‘Who’ comes first in marketing

17th of January 2017 Article by Paul Wonnacott
‘Who’ comes first in marketing

Paul Wonnacott is managing director and president of Vectair Systems, specialist in washroom hygiene and aircare systems. The company does business around the globe and Wonnacott has gained considerable experience in many of the world's most important markets. He writes his latest blog for ECJ, on the subject of marketing.

Marketing a product well is as important as producing a good product in the first place. There's no point having a great product if nobody knows about it.

It's very easy, however, to want to capitalise on various marketing channels without giving them much thought. "Everyone these days ‘does' email marketing, so we have to do it too, right?" Not necessarily.

I can think of so many examples of how brands have targeted me with products that have absolutely no relevance to me, whether that's through the post, by email, by phone, or in person. The marketing materials are often very good - they have thought about what they want to say (buy our great new product, it works!), how they want to say it (doesn't our new product look shiny and colourful!) and why they want to say it (it will enhance your life and will make us rich!), but they clearly haven't thought about the most important factor: who they are saying it to.

Let's think about traditional sales and marketing techniques. In the past, before email became the biggest communication channel, a common sales technique was to gather lists and cold call. Many companies still do this today. Cold calling would soon get very boring if you didn't define your lists, as a lot of time would be wasted trying to get through to the wrong people. Another traditional technique was creating territory maps and ‘dropping in' on prospects. Again, this would be a total waste of time if you weren't picking the right places to call in on.

Because we aren't physically talking to someone, we often forget that in the same way, it is a potential waste of resource to mail, email, or e-shot a person who is not in your target market. Too often companies try and gather anyone and everyone onto one master list (prospects, customers, friends, colleagues) and then email them the same message.

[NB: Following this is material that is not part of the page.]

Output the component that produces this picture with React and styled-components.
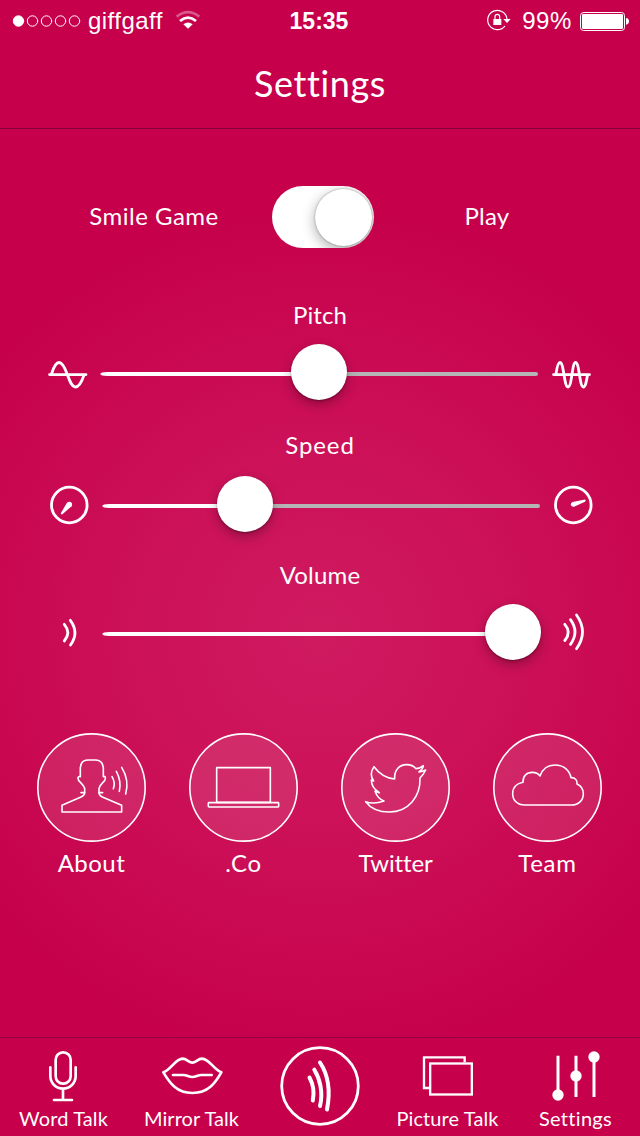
import React from "react";
import styled, { createGlobalStyle } from "styled-components";

const Global = createGlobalStyle`
  * { box-sizing: border-box; }
  html, body { margin: 0; padding: 0; background: #c6004b; }
  svg { display: block; flex: none; overflow: visible; }
`;

const Screen = styled.div`
  width: 640px;
  height: 1136px;
  display: flex;
  flex-direction: column;
  overflow: hidden;
  color: #fff;
  font-family: Lato, "Open Sans", sans-serif;
  background: #c6004b;
`;

const Header = styled.header`
  height: 129px;
  flex: none;
  border-bottom: 1px solid #84043a;
`;

const StatusBar = styled.div`
  height: 40px;
  display: grid;
  grid-template-columns: 1fr auto 1fr;
  align-items: center;
  padding: 1px 11px 0 13px;
  font-family: "Liberation Sans", Arial, sans-serif;
  font-size: 24px;
  line-height: 40px;
`;

const StatusGroup = styled.div`
  display: flex;
  align-items: center;
  justify-content: ${(p) => (p.$end ? "flex-end" : "flex-start")};
`;

const Carrier = styled.span`
  margin: 0 13px 0 7px;
  letter-spacing: 0.45px;
`;

const Clock = styled.span`
  font-size: 23px;
  font-weight: 700;
  margin-right: 4px;
`;

const Percent = styled.span`
  margin: 0 8px 0 11px;
  letter-spacing: 0.6px;
`;

const Title = styled.h1`
  margin: 0;
  height: 88px;
  line-height: 86px;
  text-align: center;
  font-size: 36px;
  font-weight: 400;
  letter-spacing: 0.6px;
`;

const Main = styled.main`
  flex: 1;
  padding-top: 57px;
  background: radial-gradient(circle 430px at 320px 505px, #cf1a60 0%, #cc1158 45%, #c6004b 100%);
`;

const ToggleRow = styled.div`
  display: grid;
  grid-template-columns: 235px 102px 227px;
  margin-left: 37px;
  align-items: center;
`;

const Label = styled.div`
  font-size: 24px;
  line-height: 30px;
  text-align: center;
  letter-spacing: ${(p) => p.$track}px;
`;

const ToggleLabel = styled(Label)`
  padding: 0 1px 3px 0;
`;

const Switch = styled.div`
  width: 102px;
  height: 62px;
  border-radius: 31px;
  background: #fff;
  display: flex;
  justify-content: flex-end;
  padding: 3px 2px;
  overflow: hidden;
`;

const SwitchKnob = styled.div`
  width: 57px;
  height: 57px;
  border-radius: 50%;
  background: #fff;
  box-shadow: 0 0 2px rgba(0, 0, 0, 0.4), 0 4px 14px rgba(0, 0, 0, 0.33);
`;

const Control = styled.section`
  height: 130px;
`;

const Controls = styled.div`
  padding-top: 52px;
`;

const SliderRow = styled.div`
  display: flex;
  align-items: center;
  height: 60px;
  margin-top: ${(p) => p.$gap}px;
  padding-left: 48px;
`;

const Track = styled.div`
  display: flex;
  align-items: center;
  width: 438px;
  height: 56px;
  margin: 0 13px;
`;

const Filled = styled.div`
  width: ${(p) => p.$w}px;
  height: 4px;
  margin-top: 4px;
  background: #fff;
  clip-path: polygon(0 50%, 2px 15%, 7px 0, 100% 0, 100% 100%, 7px 100%, 2px 85%);
`;

const Rest = styled.div`
  flex: 1;
  height: 4px;
  margin: 4px 0 0 -2px;
  border-radius: 0 2px 2px 0;
  background: #b5b5b5;
`;

const Knob = styled.div`
  width: 56px;
  height: 56px;
  flex: none;
  margin-left: -2px;
  border-radius: 50%;
  background: #fff;
  z-index: 1;
  box-shadow: 0 1px 2px rgba(0, 0, 0, 0.35), 0 5px 12px rgba(0, 0, 0, 0.28);
`;

const Links = styled.nav`
  display: flex;
  gap: 43px;
  padding: 43px 0 0 37px;
`;

const LinkItem = styled.div`
  width: 109px;
  display: flex;
  flex-direction: column;
  gap: 6px;
`;

const TabBar = styled.footer`
  height: 99px;
  flex: none;
  display: grid;
  grid-template-columns: repeat(5, 128px);
  border-top: 1px solid #94033f;
`;

const Tab = styled.div`
  display: flex;
  flex-direction: column;
  align-items: center;
  padding-top: 8px;
`;

const TabLabel = styled.div`
  font-size: 20px;
  line-height: 24px;
  white-space: nowrap;
  letter-spacing: ${(p) => p.$track}px;
  margin: 0 1px 0 0;
`;

const Art = ({ w, h, box, sw = 3, children }) => (
  <svg width={w} height={h} viewBox={box} fill="none" stroke="#fff" strokeWidth={sw} strokeLinecap="round" strokeLinejoin="round">
    {children}
  </svg>
);

const SignalDots = () => (
  <Art w={68} h={12} box="0 0 68 12" sw={1}>
    <circle cx="5.5" cy="6" r="5.2" fill="#fff" />
    {[19.5, 33.5, 47.5, 61.5].map((x) => <circle key={x} cx={x} cy="6" r="5.2" />)}
  </Art>
);

const Wifi = () => (
  <Art w={24} h={20} box="530 34 72 60" sw={8}>
    <g strokeLinecap="butt">
      <path d="M532 51Q566 24 600 51" opacity=".35" />
      <path d="M542 64Q566 44 590 64" />
    </g>
    <path d="M552 74Q566 63 580 74L566 87Z" fill="#fff" stroke="none" />
  </Art>
);

const RotationLock = () => (
  <Art w={24} h={22} box="500 30 72 66" sw={3.5}>
    <path d="M560 58A29 29 0 1 0 553 79" />
    <path d="M549 57H571L560 69Z" fill="#fff" stroke="none" />
    <rect x="519" y="57" width="24" height="18" fill="#fff" stroke="none" />
    <path d="M524 57V50a7 7 0 0 1 14 0V57" />
  </Art>
);

const Battery = () => (
  <Art w={49} h={19} box="780 33 147 57" sw={3}>
    <rect x="781.5" y="34.5" width="132" height="54" rx="9" />
    <rect x="786" y="39" width="123" height="45" rx="4" fill="#fff" stroke="none" />
    <path d="M918 51Q927 52 927 61T918 71Z" fill="#fff" stroke="none" />
  </Art>
);

const WaveLow = () => (
  <Art w={39} h={30} box="48 357 39 30" sw={2.8}>
    <path d="M49.5 374.6H86M51.5 374C54 366 56 362.5 59 362.5C62.5 362.5 65 368 67.3 374.5C70 382 72 387 75.5 387C79 387 82 381 84 375" />
  </Art>
);
const WaveHigh = () => (
  <Art w={39} h={30} box="551 357 39 30" sw={2.8}>
    <path d="M553.5 374.6H589.5M556 374C557 367 558 362.5 560 362.5C564 362.5 564 387 568 387C572 387 572 362.5 575.5 362.5C579.5 362.5 579.5 387 583.3 387C585.5 387 586.5 381 587.5 375" />
  </Art>
);
const GaugeLow = () => (
  <Art w={41} h={40} box="48 484 41 40" sw={2.8}>
    <circle cx="69.3" cy="505" r="17.8" />
    <path d="M66.8 503L60.8 513.3Q60.8 514.9 62.4 514.3L71.600 506.200Q73 503.5 70.600 502Q68.400 501.300 66.800 503Z" fill="#fff" stroke="none" />
  </Art>
);
const GaugeHigh = () => (
  <Art w={41} h={40} box="553 484 41 40" sw={2.8}>
    <circle cx="573.3" cy="505" r="17.8" />
    <path d="M572.600 502L585 499.600Q586.500 500.500 585 501.700L574 506.700Q571.300 507.100 570.800 504.500Q570.800 502.500 572.600 502Z" fill="#fff" stroke="none" />
  </Art>
);
const VolumeLow = () => (
  <Art w={41} h={40} box="48 612 41 40" sw={2.8}>
    <path d="M64.300 624.300Q71.300 632.500 64.300 641M70.300 620.300Q79.500 632.500 70.500 645" />
  </Art>
);
const VolumeHigh = () => (
  <Art w={41} h={40} box="553 612 41 40" sw={2.8}>
    <path d="M564.800 624.300Q571.800 632.300 564.800 640.500M570.500 619.700Q579.500 632 570.500 644.300M576.500 615Q588.500 632 576.500 648.700" />
  </Art>
);

const Disc = ({ x, children }) => (
  <Art w={109} h={109} box={`${x} 39 327 327`} sw={4.8}>
    <circle cx={x + 163.5} cy="202.5" r="161" fill="rgba(255,255,255,.1)" />
    {children}
  </Art>
);

const links = [
  ["About", 51, 0.5, (
    <>
      <path d="M183 218H194Q194 226 183 231L126 256V276H305V256L247 231Q237 226 237 218H248" />
      <path d="M194 218V205Q192 198 182 188Q173 180 174 173Q176 168 181 170V143Q182 120 205 120H225Q248 120 250 143V170Q255 168 256 173Q257 180 249 187Q239 197 237 205V218" />
      <path d="M276 170Q287 188 280 206M289 154Q305 183 298 214M305 142Q329 181 317 222" />
    </>
  )],
  [".Co", 27, 0.6, (
    <>
      <rect x="110" y="143" width="161" height="104" />
      <rect x="85" y="248" width="211" height="13" rx="2" />
    </>
  )],
  ["Twitter", 33, -0.15, (
    <path d="M132 140C145 158 168 174 194 177C192 150 208 134 230 134C243 134 252 139 258 146C266 146 274 142 280 137C279 144 274 151 267 156C275 155 281 153 287 150C283 158 277 167 270 174C272 230 235 276 178 276C150 276 124 268 107 245C125 252 145 249 162 243C150 240 142 232 135 214L148 218C135 210 124 200 124 180L131 183C121 170 122 155 132 140Z" />
  )],
  ["Team", 39, 0.7, (
    <path d="M134 255C112 255 98 240 98 221C98 203 110 190 129 187C128 168 140 157 157 157C167 157 175 161 180 168C187 148 203 135 225 135C250 135 268 150 273 173C284 172 293 180 291 192C302 197 310 206 310 221C310 241 295 255 275 255Z" />
  )],
];

const Slider = ({ label, track, gap, filled, low, high }) => (
  <Control>
    <Label $track={track}>{label}</Label>
    <SliderRow $gap={gap}>
      {low}
      <Track>
        <Filled $w={filled} />
        <Knob />
        <Rest />
      </Track>
      {high}
    </SliderRow>
  </Control>
);

export default function App() {
  return (
    <Screen>
      <Global />
      <Header>
        <StatusBar>
          <StatusGroup>
            <SignalDots />
            <Carrier>giffgaff</Carrier>
            <Wifi />
          </StatusGroup>
          <Clock>15:35</Clock>
          <StatusGroup $end>
            <RotationLock />
            <Percent>99%</Percent>
            <Battery />
          </StatusGroup>
        </StatusBar>
        <Title>Settings</Title>
      </Header>
      <Main>
        <ToggleRow>
          <ToggleLabel $track={0.5}>Smile Game</ToggleLabel>
          <Switch><SwitchKnob /></Switch>
          <ToggleLabel $track={0.2}>Play</ToggleLabel>
        </ToggleRow>
        <Controls>
          <Slider label="Pitch" track={0.1} gap={12} filled={193} low={<WaveLow />} high={<WaveHigh />} />
          <Slider label="Speed" track={0.9} gap={14} filled={117} low={<GaugeLow />} high={<GaugeHigh />} />
          <Slider label="Volume" track={0.2} gap={12} filled={385} low={<VolumeLow />} high={<VolumeHigh />} />
        </Controls>
        <Links>
          {links.map(([name, x, track, art]) => (
            <LinkItem key={name}>
              <Disc x={x}>{art}</Disc>
              <Label $track={track}>{name}</Label>
            </LinkItem>
          ))}
        </Links>
      </Main>
      <TabBar>
        <Tab>
          <Art w={64} h={60} box="96 48 192 180" sw={8}>
            <rect x="167" y="67" width="45" height="94" rx="22" />
            <path d="M151 112V138a38 38 0 0 0 76 0V112M189 177V208M162 210H216" />
          </Art>
          <TabLabel $track={0.1}>Word Talk</TabLabel>
        </Tab>
        <Tab>
          <Art w={64} h={60} box="480 48 192 180" sw={8}>
            <path d="M490 127C515 118 525 87 548 86C560 86 567 98 577 98C587 98 594 86 606 86C630 88 640 118 664 127C645 160 625 189 577 189C530 189 510 160 490 127Z" />
            <path d="M519 135H550C560 135 567 141 577 141C587 141 594 135 604 135H635" />
          </Art>
          <TabLabel $track={0.05}>Mirror Talk</TabLabel>
        </Tab>
        <Tab>
          <Art w={80} h={80} box="280 1046 80 80" sw={2.8}>
            <circle cx="320" cy="1086" r="38.3" />
            <path strokeWidth="4" d="M309.5 1077.500C312.500 1083 314.800 1091 312.800 1100.500M314.300 1069.700C319.500 1078 323.500 1092 320 1106M320 1062.500C327 1073 331 1089 327 1109.500" />
          </Art>
        </Tab>
        <Tab>
          <Art w={64} h={60} box="288 48 192 180" sw={7}>
            <g strokeLinejoin="miter" strokeLinecap="butt">
              <path d="M327 174H312V82H434V97" />
              <rect x="330.5" y="100.5" width="125" height="93" />
            </g>
          </Art>
          <TabLabel $track={0.1}>Picture Talk</TabLabel>
        </Tab>
        <Tab>
          <Art w={64} h={60} box="672 48 192 180" sw={9}>
            <path strokeLinecap="butt" d="M714 77V195M768 77V201M822 81V201" />
            <g fill="#fff" stroke="none">
              <circle cx="714" cy="195" r="17" />
              <circle cx="768" cy="138" r="17" />
              <circle cx="822" cy="81" r="17" />
            </g>
          </Art>
          <TabLabel $track={0.3}>Settings</TabLabel>
        </Tab>
      </TabBar>
    </Screen>
  );
}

Of course, it does take time to split your marketing message by groups, but it is important to define your target market if you want to maximise your sales success. This involves understanding both your customers and your prospects. Firstly, choose a way to group them, whether that's by market sector, by region, or by something else. It is important to separate your customers and your prospects, as different messaging will be needed for each.

Think about the problems that your product or company solves - who is most likely to suffer, and how can you help? How is your product or company relevant to them? A good idea here would be to demonstrate how not sorting out their problems might negatively impact them, and how your product or company could help.

Remember that chances are, if your company is emailing your target customer, then all of your competitors are doing so too, meaning inboxes will be noisy. Therefore, effective targeting could give a real advantage over less well-thought-out, batch-and-blast campaigns.

Finally, remember not to create a marketing campaign just for the sake of it. If you don't have the time to properly plan and execute your campaign, consider not doing it all. It is much better to send out five quality campaigns over the course of a year than 50 so-so ones.